Both pain and emotion can be commanded into exaggeration. But it is a peculiar thing that the body does not manufacture pain to be felt. All pain felt is genuine, even if exaggerated. Imaginary pain is non-existent. A person “imagines” only pain he has actually felt. He cannot imagine pain he has not felt. He may “imagine” pain at sometime later than the actual incident but if he feels pain, no matter how psychotic he is, that pain will be found to exist somewhere on his time track. Scientific tests have been carefully conducted in dianetics to establish this fact and it is a valuable one. You can test it yourself by asking patients to feel various pains, “imagining them” in present time. They will feel pains for you so long as you ask them to feel pains they have had. Somewhere you will find the patient unable to actually feel the pain he is trying to “imagine.” Whether he is aware of it or not, he has had pain wherever he “imagines” it and is simply doing a somatic strip return for you on a minor scale.
This aspect of pain is quite interesting in that many patients have, at one time or another in their lives, pretended to the family or the world that they had a pain. The patient thought, when he asserted this “make-believe” pain, that he was lying. In therapy the auditor can use these “imaginings” for they lead straight to sympathy engrams and actual injury. Further, these “imaginary” pains are generally displayed to the person or pseudo-person who was the sympathy ally present in the engramic moment. Thus, if a small boy always pretended to his grandmother, and thought he was pretending, that he had a bad hip, it will be discovered eventually that sometime in his early life he hurt that same hip and received sympathy during the engramic moment which is now eclipsed from the analyzer. Patients often feel quite guilty over these pretenses. Sometimes soldiers in the recent war have come home pretending they had been wounded and, when in therapy, are afraid the auditor will find out or give them away to their people. This soldier might not have been wounded in the war, but an engram will be found which contains sympathy for the injury of which he complains. He is asking for sympathy with a colorful story and believes he is telling a lie. Without informing him of this dianetic discovery, the auditor can often flush into view a sympathy engram which might otherwise have to be arduously hunted down.
“Cry baby” is a phrase against which the pre-clear will negate in an engram, thus inhibiting tears. It is quite ordinary to find the pre-clear confusing himself with older brothers and sisters who are in his prenatal life: their jeers, mother’s orders and so forth then all register. If the pre-clear knows of any older children, the auditor should look for them in the engrams of prenatal life, for children are quite active and often bounce up and down on mother’s lap or collide with her. Any childish phrases of derision are then not always post birth.
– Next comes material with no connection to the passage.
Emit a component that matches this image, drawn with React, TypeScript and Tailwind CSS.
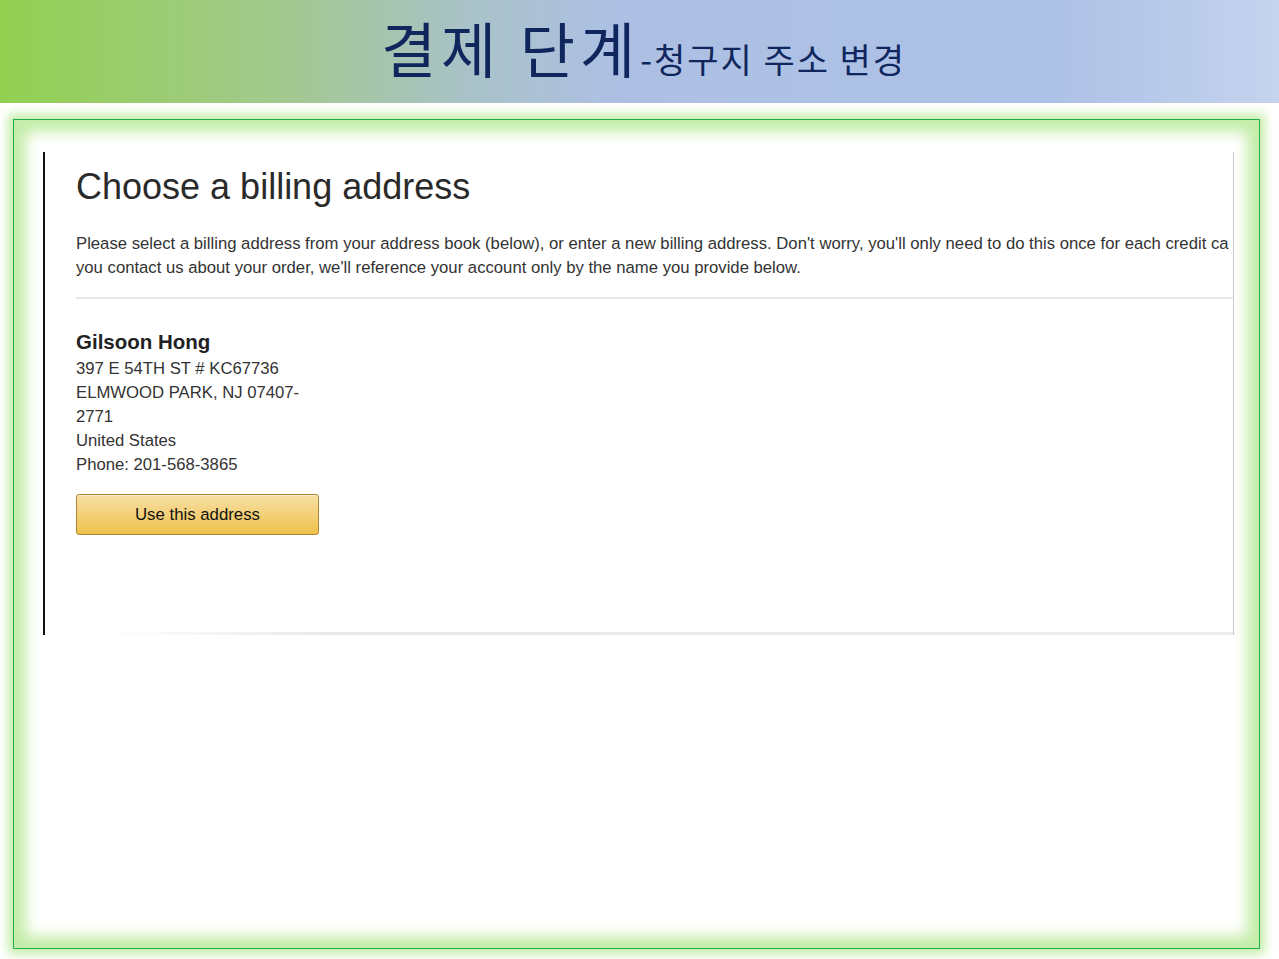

It has been said during dianetic research that if one could release all the painful emotion of a lifetime, he would have ninety-percent of the clearing done. However, the painful emotion is only a surface manifestation of the physical pain engrams and would not be painful if the physical pain did not co-exist or exist priorly. When emotion and pain shut-offs exist in a case, the patient is normally tense of muscle and nervous, given to twitching or merely tension. When pain and emotion are exaggerated by
commands, one has a highly dramatizing case on his hands.